** Begin RECORDS FOR THE EXERCISE **

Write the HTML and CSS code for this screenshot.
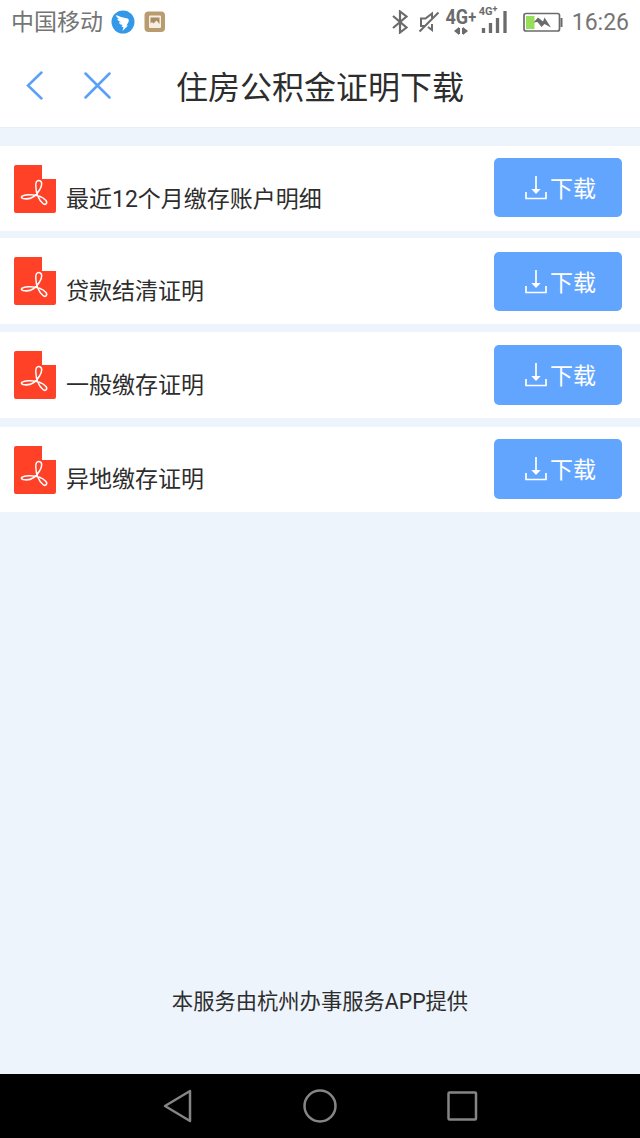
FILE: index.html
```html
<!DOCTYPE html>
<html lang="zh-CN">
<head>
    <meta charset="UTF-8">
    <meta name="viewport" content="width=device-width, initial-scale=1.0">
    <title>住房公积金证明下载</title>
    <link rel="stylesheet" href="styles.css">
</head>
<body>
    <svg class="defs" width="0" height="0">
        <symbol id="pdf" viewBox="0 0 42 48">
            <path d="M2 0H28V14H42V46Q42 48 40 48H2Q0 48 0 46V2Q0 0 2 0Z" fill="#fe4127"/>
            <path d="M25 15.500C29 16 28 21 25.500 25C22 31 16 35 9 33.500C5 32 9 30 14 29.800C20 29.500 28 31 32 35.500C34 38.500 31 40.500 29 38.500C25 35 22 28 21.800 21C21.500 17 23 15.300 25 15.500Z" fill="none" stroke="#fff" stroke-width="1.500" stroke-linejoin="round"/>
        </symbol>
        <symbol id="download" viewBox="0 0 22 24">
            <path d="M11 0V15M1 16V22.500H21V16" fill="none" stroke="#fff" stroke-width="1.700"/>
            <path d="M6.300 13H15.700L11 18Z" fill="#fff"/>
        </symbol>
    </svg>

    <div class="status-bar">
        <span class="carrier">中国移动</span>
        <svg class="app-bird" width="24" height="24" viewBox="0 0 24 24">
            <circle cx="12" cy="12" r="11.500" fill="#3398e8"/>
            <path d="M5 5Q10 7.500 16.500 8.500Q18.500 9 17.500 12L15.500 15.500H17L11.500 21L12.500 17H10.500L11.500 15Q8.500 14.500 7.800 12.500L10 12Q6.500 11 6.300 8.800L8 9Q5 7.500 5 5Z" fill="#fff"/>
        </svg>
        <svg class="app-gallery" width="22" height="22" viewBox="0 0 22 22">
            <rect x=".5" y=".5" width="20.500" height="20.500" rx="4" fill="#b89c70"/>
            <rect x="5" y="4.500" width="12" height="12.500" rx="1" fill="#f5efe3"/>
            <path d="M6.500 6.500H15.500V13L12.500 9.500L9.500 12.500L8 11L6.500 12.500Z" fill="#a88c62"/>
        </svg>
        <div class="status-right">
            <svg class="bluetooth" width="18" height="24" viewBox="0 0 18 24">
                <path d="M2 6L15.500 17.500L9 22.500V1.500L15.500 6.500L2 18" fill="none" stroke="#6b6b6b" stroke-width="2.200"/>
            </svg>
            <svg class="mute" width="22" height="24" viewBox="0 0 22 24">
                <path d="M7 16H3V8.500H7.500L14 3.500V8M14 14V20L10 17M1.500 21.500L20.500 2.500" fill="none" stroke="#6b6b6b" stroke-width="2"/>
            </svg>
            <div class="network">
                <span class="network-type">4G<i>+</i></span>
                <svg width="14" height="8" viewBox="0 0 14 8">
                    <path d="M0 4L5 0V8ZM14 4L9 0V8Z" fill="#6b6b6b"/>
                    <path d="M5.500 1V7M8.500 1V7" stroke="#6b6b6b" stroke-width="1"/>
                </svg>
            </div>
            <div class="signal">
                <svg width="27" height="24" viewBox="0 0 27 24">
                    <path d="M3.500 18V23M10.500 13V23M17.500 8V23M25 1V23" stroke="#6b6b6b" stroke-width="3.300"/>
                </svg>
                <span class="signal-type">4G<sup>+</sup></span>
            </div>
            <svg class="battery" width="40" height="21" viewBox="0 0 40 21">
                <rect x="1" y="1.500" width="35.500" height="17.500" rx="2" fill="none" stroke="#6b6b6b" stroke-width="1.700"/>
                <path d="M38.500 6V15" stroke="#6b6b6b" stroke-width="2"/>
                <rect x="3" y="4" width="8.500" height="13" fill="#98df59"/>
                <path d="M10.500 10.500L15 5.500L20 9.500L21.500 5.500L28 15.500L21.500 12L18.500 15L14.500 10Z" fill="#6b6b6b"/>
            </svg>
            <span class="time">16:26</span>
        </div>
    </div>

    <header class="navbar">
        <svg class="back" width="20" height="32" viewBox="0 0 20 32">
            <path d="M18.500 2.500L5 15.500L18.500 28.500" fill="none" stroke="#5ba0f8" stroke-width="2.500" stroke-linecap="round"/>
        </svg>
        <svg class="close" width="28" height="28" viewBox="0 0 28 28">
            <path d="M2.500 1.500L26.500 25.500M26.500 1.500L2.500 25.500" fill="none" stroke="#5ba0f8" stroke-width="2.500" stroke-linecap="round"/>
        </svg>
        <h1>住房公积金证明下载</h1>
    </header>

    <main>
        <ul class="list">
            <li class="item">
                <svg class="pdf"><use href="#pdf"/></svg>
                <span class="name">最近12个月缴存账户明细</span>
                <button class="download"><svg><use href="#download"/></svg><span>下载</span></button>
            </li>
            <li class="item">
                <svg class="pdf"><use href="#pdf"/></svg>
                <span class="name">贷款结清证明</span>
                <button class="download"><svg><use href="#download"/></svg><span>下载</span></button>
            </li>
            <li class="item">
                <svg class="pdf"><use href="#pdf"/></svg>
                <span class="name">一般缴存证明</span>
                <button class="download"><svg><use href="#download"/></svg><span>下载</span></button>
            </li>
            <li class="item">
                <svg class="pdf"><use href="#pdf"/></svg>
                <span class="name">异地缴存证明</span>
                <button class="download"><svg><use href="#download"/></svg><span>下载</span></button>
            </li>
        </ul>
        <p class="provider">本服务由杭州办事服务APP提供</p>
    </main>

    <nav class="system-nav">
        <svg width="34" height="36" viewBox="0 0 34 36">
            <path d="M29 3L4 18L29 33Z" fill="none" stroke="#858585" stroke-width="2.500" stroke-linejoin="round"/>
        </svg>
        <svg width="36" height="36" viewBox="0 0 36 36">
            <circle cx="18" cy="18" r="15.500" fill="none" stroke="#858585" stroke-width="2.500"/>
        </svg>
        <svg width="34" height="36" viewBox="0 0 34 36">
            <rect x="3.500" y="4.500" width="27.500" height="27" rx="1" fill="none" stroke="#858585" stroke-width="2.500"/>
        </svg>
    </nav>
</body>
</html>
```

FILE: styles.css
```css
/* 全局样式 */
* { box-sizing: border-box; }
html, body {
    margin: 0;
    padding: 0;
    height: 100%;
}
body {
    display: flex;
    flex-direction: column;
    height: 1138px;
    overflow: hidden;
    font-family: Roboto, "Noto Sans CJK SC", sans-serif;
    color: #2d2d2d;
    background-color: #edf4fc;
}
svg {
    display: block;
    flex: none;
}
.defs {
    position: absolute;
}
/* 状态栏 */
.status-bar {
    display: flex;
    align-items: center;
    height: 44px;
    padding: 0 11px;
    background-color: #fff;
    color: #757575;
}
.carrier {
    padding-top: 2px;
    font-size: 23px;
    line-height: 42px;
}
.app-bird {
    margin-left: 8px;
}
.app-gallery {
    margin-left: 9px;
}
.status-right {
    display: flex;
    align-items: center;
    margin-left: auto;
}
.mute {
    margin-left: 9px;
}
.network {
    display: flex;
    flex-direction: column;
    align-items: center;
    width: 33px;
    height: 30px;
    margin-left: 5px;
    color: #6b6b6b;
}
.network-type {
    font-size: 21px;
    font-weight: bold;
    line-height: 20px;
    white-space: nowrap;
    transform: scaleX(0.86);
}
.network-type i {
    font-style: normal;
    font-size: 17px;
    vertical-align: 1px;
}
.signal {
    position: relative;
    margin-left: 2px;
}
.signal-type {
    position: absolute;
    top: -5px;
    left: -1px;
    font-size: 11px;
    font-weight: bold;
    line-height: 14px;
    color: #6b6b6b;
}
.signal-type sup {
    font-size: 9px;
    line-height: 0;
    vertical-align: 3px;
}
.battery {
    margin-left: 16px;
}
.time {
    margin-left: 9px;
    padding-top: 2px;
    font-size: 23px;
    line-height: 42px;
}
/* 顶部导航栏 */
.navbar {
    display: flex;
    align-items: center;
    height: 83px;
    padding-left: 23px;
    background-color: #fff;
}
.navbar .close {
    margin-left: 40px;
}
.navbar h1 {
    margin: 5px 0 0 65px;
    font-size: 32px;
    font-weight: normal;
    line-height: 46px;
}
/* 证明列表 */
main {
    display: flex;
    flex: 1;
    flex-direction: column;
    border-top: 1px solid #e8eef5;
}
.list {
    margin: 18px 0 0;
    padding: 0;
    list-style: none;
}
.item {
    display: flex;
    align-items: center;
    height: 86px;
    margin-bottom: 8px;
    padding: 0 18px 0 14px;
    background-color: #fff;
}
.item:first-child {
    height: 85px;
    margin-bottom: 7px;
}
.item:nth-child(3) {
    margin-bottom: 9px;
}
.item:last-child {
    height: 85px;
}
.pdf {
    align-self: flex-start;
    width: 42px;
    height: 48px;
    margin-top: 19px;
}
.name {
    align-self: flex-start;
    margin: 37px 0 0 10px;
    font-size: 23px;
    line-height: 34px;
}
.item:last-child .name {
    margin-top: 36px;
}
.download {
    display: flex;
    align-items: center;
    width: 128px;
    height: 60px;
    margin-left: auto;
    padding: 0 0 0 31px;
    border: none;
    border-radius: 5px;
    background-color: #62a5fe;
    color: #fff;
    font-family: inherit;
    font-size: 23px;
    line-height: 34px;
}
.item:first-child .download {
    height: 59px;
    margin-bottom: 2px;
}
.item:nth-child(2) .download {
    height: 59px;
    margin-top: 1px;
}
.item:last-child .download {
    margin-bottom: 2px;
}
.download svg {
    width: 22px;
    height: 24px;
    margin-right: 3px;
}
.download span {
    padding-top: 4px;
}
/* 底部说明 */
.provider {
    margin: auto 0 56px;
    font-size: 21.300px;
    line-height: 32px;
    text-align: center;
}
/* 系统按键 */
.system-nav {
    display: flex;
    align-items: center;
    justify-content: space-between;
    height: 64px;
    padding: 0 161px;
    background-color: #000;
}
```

** End RECORDS FOR THE EXERCISE **
** Begin RECORDS FOR THE EXERCISE **

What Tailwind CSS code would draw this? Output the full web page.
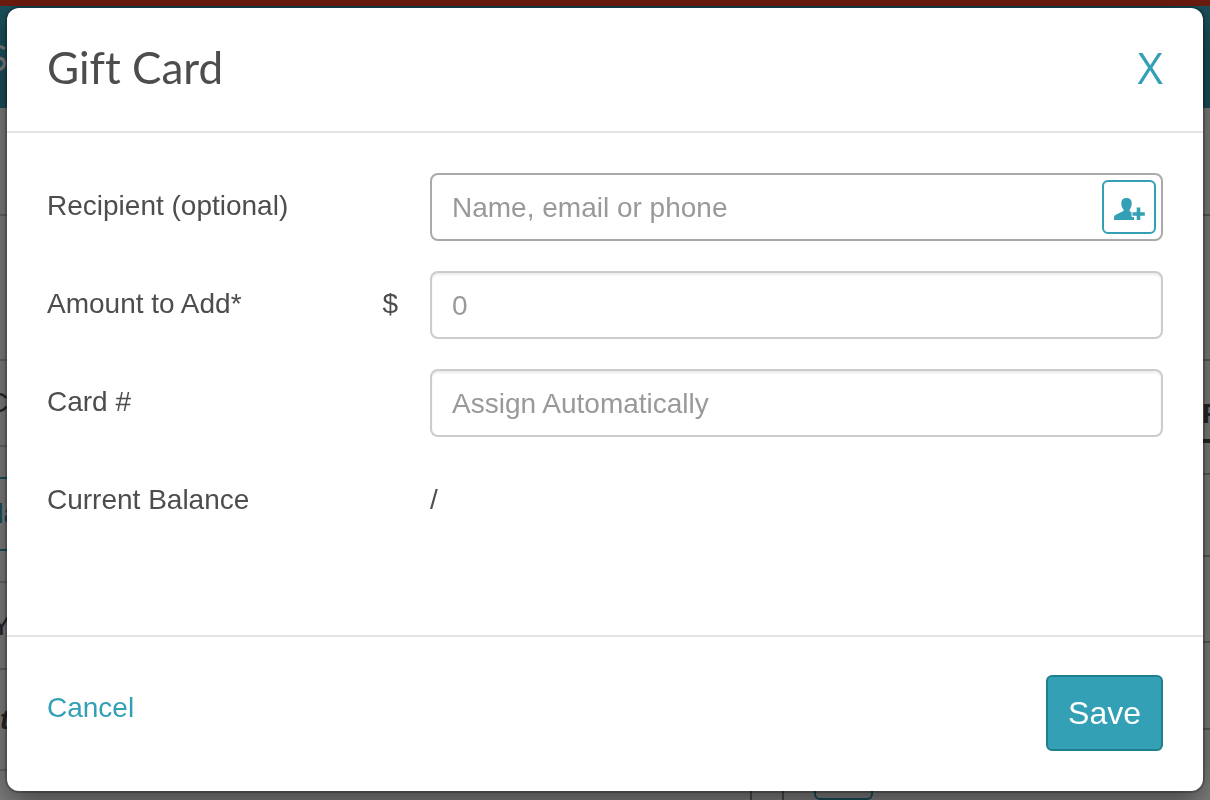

** End RECORDS FOR THE EXERCISE **

- PROBLEM DESCRIPTION: Pick out every line with the string "code" and copy it.

- ANSWER FOR THE TASK:
Write the HTML and CSS code for this screenshot.
What Tailwind CSS code would draw this? Output the full web page.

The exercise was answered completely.